La Sudáfrica de Nelson Mandela, sin ninguno de esos problemas, es ya un gigantesco fiasco económico y ha dejado de sacar las castañas del fuego a los países circundantes que, dicho sea de paso, cuentan con todas las bendiciones de la comunidad internacional de naciones “democráticas”.
Por último, queda por señalar el giro copernicano impuesto por el gobierno de Mandela en lo moral. De hecho, precisamente él y sus camaradas del CNA son quienes legalizaron en Sudáfrica cuestiones como el aborto -legal desde el 1 de febrero de 1997-, la pornografía y el juego. Nada de esto sale en la película, por supuesto. Como tampoco sale -ha sido completamente distorsionado- la importancia que para los componentes de aquél equipo de rugby tenía su fe cristiana. 
Sorprendentemente, y pese a que la película indica justo lo contrario, es un hecho constatable que aquél histórico equipo oraba tras cada victoria en el terreno de juego.

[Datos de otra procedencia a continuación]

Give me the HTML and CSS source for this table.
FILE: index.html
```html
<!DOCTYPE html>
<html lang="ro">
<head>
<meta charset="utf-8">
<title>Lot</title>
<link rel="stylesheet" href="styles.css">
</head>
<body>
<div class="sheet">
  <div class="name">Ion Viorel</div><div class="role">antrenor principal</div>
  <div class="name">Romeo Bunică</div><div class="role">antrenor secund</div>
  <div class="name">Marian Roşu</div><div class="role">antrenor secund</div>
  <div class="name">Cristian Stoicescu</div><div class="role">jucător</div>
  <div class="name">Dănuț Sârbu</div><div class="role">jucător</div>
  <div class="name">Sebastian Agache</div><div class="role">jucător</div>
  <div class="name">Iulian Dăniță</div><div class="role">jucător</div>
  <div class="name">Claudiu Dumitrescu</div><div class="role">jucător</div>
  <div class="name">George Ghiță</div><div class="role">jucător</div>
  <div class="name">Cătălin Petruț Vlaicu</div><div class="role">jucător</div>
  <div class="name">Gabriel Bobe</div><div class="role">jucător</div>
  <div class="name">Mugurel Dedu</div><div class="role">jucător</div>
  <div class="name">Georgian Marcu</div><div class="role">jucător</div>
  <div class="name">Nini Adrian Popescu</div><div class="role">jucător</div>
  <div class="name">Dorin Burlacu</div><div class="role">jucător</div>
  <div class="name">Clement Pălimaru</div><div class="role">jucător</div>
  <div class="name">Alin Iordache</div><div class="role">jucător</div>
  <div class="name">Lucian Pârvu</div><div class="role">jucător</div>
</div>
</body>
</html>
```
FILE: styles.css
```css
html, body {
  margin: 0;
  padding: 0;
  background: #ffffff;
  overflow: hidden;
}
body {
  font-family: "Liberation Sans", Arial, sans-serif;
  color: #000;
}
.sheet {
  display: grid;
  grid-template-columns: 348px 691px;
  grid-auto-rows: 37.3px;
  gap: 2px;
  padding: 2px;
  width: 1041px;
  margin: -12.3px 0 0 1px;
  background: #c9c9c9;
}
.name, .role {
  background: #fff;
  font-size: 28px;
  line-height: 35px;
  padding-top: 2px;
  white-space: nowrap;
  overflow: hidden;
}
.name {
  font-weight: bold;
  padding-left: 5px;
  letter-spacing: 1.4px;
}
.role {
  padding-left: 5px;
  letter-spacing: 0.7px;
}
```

El propio líder del equipo, François Pienaar, declaró en una entrevista a la BBC en 1995 tras la victoria que, cuando sonó el silbato que indicaba el final del encuentro “me puse de rodillas. Soy cristiano y quería decir una rápida plegaria por hallarme en aquél acontecimiento maravilloso y no solo por ganar. De repente, todo el equipo estaba en torno mío; fue un momento especial”.

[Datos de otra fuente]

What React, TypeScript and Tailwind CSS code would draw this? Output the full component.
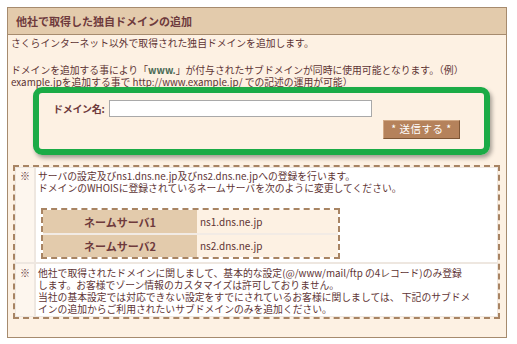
import React from "react";

const F = { fontFamily: '"Noto Sans CJK JP", "Noto Sans", sans-serif' };

export default function App() {
  return (
    <div
      className="relative w-[517px] h-[344px] bg-white pt-[7px] pl-[7px] text-[#5e3434]"
      style={F}
    >
      <div className="w-[500px] h-[331px] border border-[#a68b6e] bg-[#fdf1e3]">
        <div className="h-[27px] bg-[#e3cbac] border-b border-[#a68b6e] pl-[8px] flex items-center text-[11px] font-bold text-[#6e3a3c] leading-none">
          他社で取得した独自ドメインの追加
        </div>
        <div className="pl-[3px] pt-[2px] text-[9.8px] leading-[12px]">
          <p className="whitespace-nowrap">さくらインターネット以外で取得された独自ドメインを追加します。</p>
          <p className="mt-[15px] whitespace-nowrap">
            ドメインを追加する事により「<span className="text-[#4a6a55] font-bold">www.</span>」が付与されたサブドメインが同時に使用可能となります。（例）
            <br />
            example.jpを追加する事で http://www.example.jp/ での記述の運用が可能）
          </p>
        </div>

        <div className="mt-[12px] pl-[45px]">
          <div className="flex items-center">
            <span className="w-[56px] whitespace-nowrap text-[10px] tracking-[-0.3px] font-bold text-[#6e3a3c] leading-none">ドメイン名:</span>
            <div className="w-[263px] h-[17px] bg-white border border-[#a9a9a9]" />
          </div>
          <div className="mt-[3px] pl-[330px]">
            <div className="w-[77px] h-[19px] bg-[#b5825b] border border-t-[#d2a985] border-l-[#d2a985] border-r-[#7d5636] border-b-[#7d5636] flex items-center justify-center text-white text-[10.5px] leading-none tracking-[0.5px]">
              * 送信する *
            </div>
          </div>
        </div>

        <div className="mt-[26px] ml-[5px] w-[487px] border-2 border-dashed border-[#a88463] bg-clip-padding">
          <div className="grid grid-cols-[18px_1fr] gap-[2px] bg-[#eee7e0] p-[1px] bg-clip-padding">
            <div className="bg-[#fdf6ee] text-[10px] leading-[12px] pt-[2px] text-center">※</div>
            <div className="bg-white pl-[2px] pt-[2px] pb-[3px] text-[9.8px] leading-[12px]">
              <p className="whitespace-nowrap">サーバの設定及びns1.dns.ne.jp及びns2.dns.ne.jpへの登録を行います。</p>
              <p className="whitespace-nowrap">ドメインのWHOISに登録されているネームサーバを次のように変更してください。</p>
              <div className="mt-[14px] ml-[3px] w-[299px] border-2 border-dashed border-[#a88463] bg-clip-padding">
                <div className="grid grid-cols-[154px_1fr] gap-y-[2px] bg-[#f2ebe5]">
                  <div className="h-[23px] bg-[#e3cbac] flex items-center justify-center text-[11px] font-bold text-[#6e3a3c]">ネームサーバ1</div>
                  <div className="h-[23px] bg-[#fdf1e3] flex items-center pl-[3px] text-[10px]">ns1.dns.ne.jp</div>
                  <div className="h-[22px] bg-[#e3cbac] flex items-center justify-center text-[11px] font-bold text-[#6e3a3c]">ネームサーバ2</div>
                  <div className="h-[22px] bg-[#fdf1e3] flex items-center pl-[3px] text-[10px]">ns2.dns.ne.jp</div>
                </div>
              </div>
            </div>
            <div className="bg-[#fdf6ee] text-[10px] leading-[12px] pt-[3px] text-center">※</div>
            <div className="bg-white pl-[2px] pt-[3px] pb-[1px] text-[9.8px] leading-[12px]">
              <p className="whitespace-nowrap">他社で取得されたドメインに関しまして、基本的な設定(@/www/mail/ftp の4レコード)のみ登録</p>
              <p className="whitespace-nowrap">します。お客様でゾーン情報のカスタマイズは許可しておりません。</p>
              <p className="whitespace-nowrap">当社の基本設定では対応できない設定をすでにされているお客様に関しましては、 下記のサブドメ</p>
              <p className="whitespace-nowrap">インの追加からご利用されたいサブドメインのみを追加ください。</p>
            </div>
          </div>
        </div>
      </div>

      <div className="absolute left-[33px] top-[87px] w-[457px] h-[68px] border-[6px] border-[#1bab46] rounded-[9px] shadow-[2px_3px_4px_rgba(0,0,0,0.35)] pointer-events-none" />
    </div>
  );
}
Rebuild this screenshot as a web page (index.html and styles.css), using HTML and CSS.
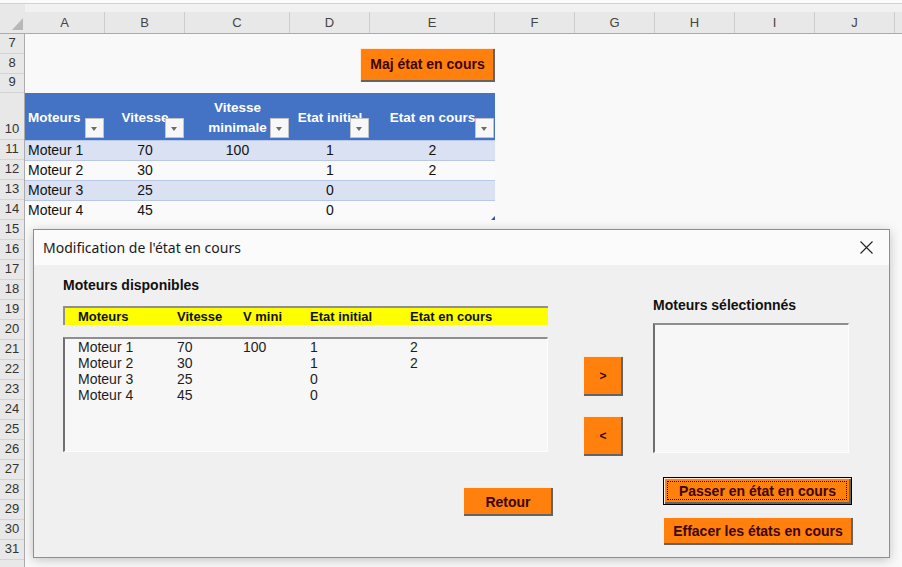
FILE: index.html
```html
<!DOCTYPE html>
<html>
<head>
  <title>Moteurs - Excel</title>
  <link rel="stylesheet" href="styles.css">
</head>
<body>
  <div class="topstrip"></div>
  <div class="colheads">
    <div class="corner">
      <svg width="25" height="29" viewBox="0 0 25 29"><polygon points="23,14 23,26 12,26" fill="#b8b8b8"/></svg>
    </div>
    <div class="ch w80">A</div>
    <div class="ch w80">B</div>
    <div class="ch w105">C</div>
    <div class="ch w80">D</div>
    <div class="ch w125">E</div>
    <div class="ch w80">F</div>
    <div class="ch w80">G</div>
    <div class="ch w80">H</div>
    <div class="ch w80">I</div>
    <div class="ch w80">J</div>
    <div class="ch rest"></div>
  </div>

  <div class="sheet">
    <div class="rowheads">
      <div class="rh">7</div>
      <div class="rh">8</div>
      <div class="rh h19">9</div>
      <div class="rh h47">10</div>
      <div class="rh">11</div>
      <div class="rh">12</div>
      <div class="rh">13</div>
      <div class="rh">14</div>
      <div class="rh">15</div>
      <div class="rh">16</div>
      <div class="rh">17</div>
      <div class="rh">18</div>
      <div class="rh">19</div>
      <div class="rh">20</div>
      <div class="rh">21</div>
      <div class="rh">22</div>
      <div class="rh">23</div>
      <div class="rh">24</div>
      <div class="rh">25</div>
      <div class="rh">26</div>
      <div class="rh">27</div>
      <div class="rh">28</div>
      <div class="rh">29</div>
      <div class="rh">30</div>
      <div class="rh">31</div>
      <div class="rh"></div>
    </div>

    <div class="cells">
      <div class="shape-zone">
        <button class="vb-btn maj">Maj état en cours</button>
      </div>

      <table class="xl-table">
        <colgroup>
          <col style="width:80px"><col style="width:80px"><col style="width:105px"><col style="width:80px"><col style="width:125px">
        </colgroup>
        <tr>
          <th class="left">Moteurs<span class="dd"></span></th>
          <th>Vitesse<span class="dd"></span></th>
          <th>Vitesse<br>minimale<span class="dd"></span></th>
          <th>Etat initial<span class="dd"></span></th>
          <th>Etat en cours<span class="dd"></span></th>
        </tr>
        <tr class="band">
          <td class="left">Moteur 1</td><td>70</td><td>100</td><td>1</td><td>2</td>
        </tr>
        <tr>
          <td class="left">Moteur 2</td><td>30</td><td></td><td>1</td><td>2</td>
        </tr>
        <tr class="band">
          <td class="left">Moteur 3</td><td>25</td><td></td><td>0</td><td></td>
        </tr>
        <tr>
          <td class="left">Moteur 4</td><td>45</td><td></td><td>0</td><td class="last"></td>
        </tr>
      </table>
    </div>
  </div>

  <div class="dialog">
    <div class="dlg-title">
      <span>Modification de l'état en cours</span>
      <svg class="close" width="13" height="13" viewBox="0 0 13 13"><path d="M0.5 0.5 L12.5 12.5 M12.5 0.5 L0.5 12.5" stroke="#222" stroke-width="1.1"/></svg>
    </div>
    <div class="dlg-body">
      <div class="col-left">
        <div class="dlg-label">Moteurs disponibles</div>
        <div class="yellow-head list-grid">
          <span>Moteurs</span><span>Vitesse</span><span>V mini</span><span>Etat initial</span><span>Etat en cours</span>
        </div>
        <div class="listbox wide">
          <div class="list-grid item"><span>Moteur 1</span><span>70</span><span>100</span><span>1</span><span>2</span></div>
          <div class="list-grid item"><span>Moteur 2</span><span>30</span><span></span><span>1</span><span>2</span></div>
          <div class="list-grid item"><span>Moteur 3</span><span>25</span><span></span><span>0</span><span></span></div>
          <div class="list-grid item"><span>Moteur 4</span><span>45</span><span></span><span>0</span><span></span></div>
        </div>
        <button class="vb-btn retour">Retour</button>
      </div>

      <div class="col-mid">
        <button class="vb-btn arrow">&gt;</button>
        <button class="vb-btn arrow">&lt;</button>
      </div>

      <div class="col-right">
        <div class="dlg-label">Moteurs sélectionnés</div>
        <div class="listbox narrow"></div>
        <button class="vb-btn act focused">Passer en état en cours</button>
        <button class="vb-btn act effacer">Effacer les états en cours</button>
      </div>
    </div>
  </div>
</body>
</html>
```

FILE: styles.css
```css
body {
  margin: 0;
  background-color: #f9f9f9;
  font-family: "Liberation Sans", Arial, sans-serif;
  overflow: hidden;
}

.topstrip {
  height: 3px;
  background-color: #fbfbfb;
  border-bottom: 1px solid #d2d2d2;
}

/* column letters */
.colheads {
  display: flex;
  height: 29px;
  background-color: #f1f1f1;
  border-bottom: 1px solid #ababab;
}

.corner {
  width: 25px;
  flex: none;
  background-color: #e8e8e8;
}

.corner svg {
  display: block;
}

.ch {
  flex: none;
  box-sizing: border-box;
  margin-top: 8px;
  height: 21px;
  line-height: 22px;
  text-align: center;
  font-size: 13px;
  color: #444;
  background-color: #e8e8e8;
  border-right: 1px solid #cdcdcd;
}

.w80 { width: 80px; }
.w105 { width: 105px; }
.w125 { width: 125px; }
.ch.rest { flex: 1; border-right: none; }

/* grid body */
.sheet {
  display: flex;
}

.rowheads {
  width: 25px;
  flex: none;
  box-sizing: border-box;
  border-right: 1px solid #ababab;
  background-color: #e8e8e8;
}

.rh {
  box-sizing: border-box;
  height: 20px;
  display: flex;
  align-items: flex-end;
  justify-content: center;
  padding-bottom: 2px;
  line-height: 16px;
  font-size: 13px;
  color: #333;
  border-bottom: 1px solid #d4d4d4;
}

.rh.h19 { height: 19px; }
.rh.h47 { height: 47px; }

.cells {
  flex: 1;
}

.shape-zone {
  height: 59px;
  box-sizing: border-box;
  padding: 14px 0 0 335px;
}

/* VBA style command buttons */
.vb-btn {
  display: block;
  box-sizing: border-box;
  padding: 0;
  border: none;
  background-color: #ff800c;
  color: #3d0500;
  font-family: "Liberation Sans", Arial, sans-serif;
  font-weight: bold;
  font-size: 14px;
  box-shadow: inset 1px 1px 0 #ffe9d2, inset -2px -2px 0 #646464;
  cursor: pointer;
}

.maj {
  width: 135px;
  height: 34px;
  padding-bottom: 2px;
}

/* excel table */
.xl-table {
  border-collapse: collapse;
  table-layout: fixed;
  width: 470px;
  font-size: 14px;
}

.xl-table th {
  position: relative;
  height: 47px;
  padding: 3px 2px 0;
  box-sizing: border-box;
  background-color: #4472c4;
  color: #fff;
  font-size: 13.5px;
  line-height: 20px;
  text-align: center;
  vertical-align: middle;
}

.xl-table td {
  height: 20px;
  padding: 0 3px;
  box-sizing: border-box;
  text-align: center;
  color: #111;
  background-color: #fafafa;
  border-top: 1px solid #b9c8e4;
  line-height: 19px;
}

.xl-table .left {
  text-align: left;
  padding-left: 3px;
}

.xl-table tr.band td {
  background-color: #d9e1f2;
}

.xl-table td.last {
  position: relative;
}

.xl-table td.last::after {
  content: "";
  position: absolute;
  right: 0;
  bottom: 0;
  border-left: 4px solid transparent;
  border-bottom: 4px solid #2f5597;
}

.dd {
  position: absolute;
  right: 1px;
  bottom: 2px;
  width: 19px;
  height: 20px;
  box-sizing: border-box;
  background-color: #f7f7f7;
  border: 1px solid #c3c3c3;
}

.dd::after {
  content: "";
  position: absolute;
  left: 5px;
  top: 8px;
  border-left: 3.5px solid transparent;
  border-right: 3.5px solid transparent;
  border-top: 4px solid #6b6b6b;
}

/* userform */
.dialog {
  position: absolute;
  left: 33px;
  top: 229px;
  width: 857px;
  height: 329px;
  box-sizing: border-box;
  border: 1px solid #8e8e8e;
  background-color: #f0f0f0;
  box-shadow: 0 2px 10px rgba(0, 0, 0, 0.22);
}

.dlg-title {
  height: 35px;
  background-color: #fbfbfb;
  display: flex;
  align-items: center;
  justify-content: space-between;
  padding: 0 16px 0 9px;
  font-family: "Noto Sans", "Open Sans", sans-serif;
  font-size: 14px;
  color: #1a1a1a;
}

.dlg-body {
  display: flex;
  padding: 12px 0 0 29px;
}

.dlg-label {
  height: 16px;
  line-height: 16px;
  font-weight: bold;
  font-size: 14px;
  color: #111;
}

.col-left {
  width: 490px;
  flex: none;
}

.list-grid {
  display: grid;
  grid-template-columns: 99px 66px 67px 100px 1fr;
  padding-left: 13px;
}

.yellow-head {
  margin-top: 13px;
  width: 485px;
  height: 19px;
  box-sizing: border-box;
  background-color: #ffff00;
  border-top: 2px solid #8f8f8f;
  border-left: 2px solid #8f8f8f;
  font-weight: bold;
  font-size: 13px;
  line-height: 17px;
  color: #111;
}

.listbox {
  box-sizing: border-box;
  background-color: #f7f7f7;
  border-top: 2px solid #8f8f8f;
  border-left: 2px solid #6f6f6f;
  border-right: 1px solid #fdfdfd;
  border-bottom: 1px solid #fdfdfd;
}

.listbox.wide {
  margin-top: 12px;
  width: 485px;
  height: 115px;
}

.item {
  font-size: 14px;
  line-height: 16px;
  color: #1e1e1e;
}

.retour {
  margin: 35px 0 0 auto;
  width: 90px;
  height: 29px;
}

.col-mid {
  width: 40px;
  flex: none;
  margin-left: 30px;
  padding-top: 79px;
}

.arrow {
  width: 40px;
  height: 40px;
  margin-bottom: 20px;
  font-size: 12px;
}

.col-right {
  width: 200px;
  flex: none;
  margin-left: 30px;
}

.col-right .dlg-label {
  margin-top: 20px;
}

.listbox.narrow {
  margin-top: 10px;
  width: 196px;
  height: 130px;
}

.act {
  margin-left: 10px;
  width: 190px;
  height: 28px;
}

.focused {
  position: relative;
  margin-top: 24px;
  width: 189px;
  border: 1px solid #000;
}

.focused::after {
  content: "";
  position: absolute;
  left: 3px;
  top: 3px;
  right: 4px;
  bottom: 4px;
  border: 1px dotted #000;
}

.effacer {
  margin-top: 12px;
}
```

Toda este simplismo a la hora de tratar una situación incomprensible sin conocer el contexto africano de entonces, la guerra fría y el papel del CNA en la subversión de todo el Sur de África, solo puede entenderse como un acto de pura propaganda, encaminada a fabricar un falso héroe a la medida de los intereses de la mundialización.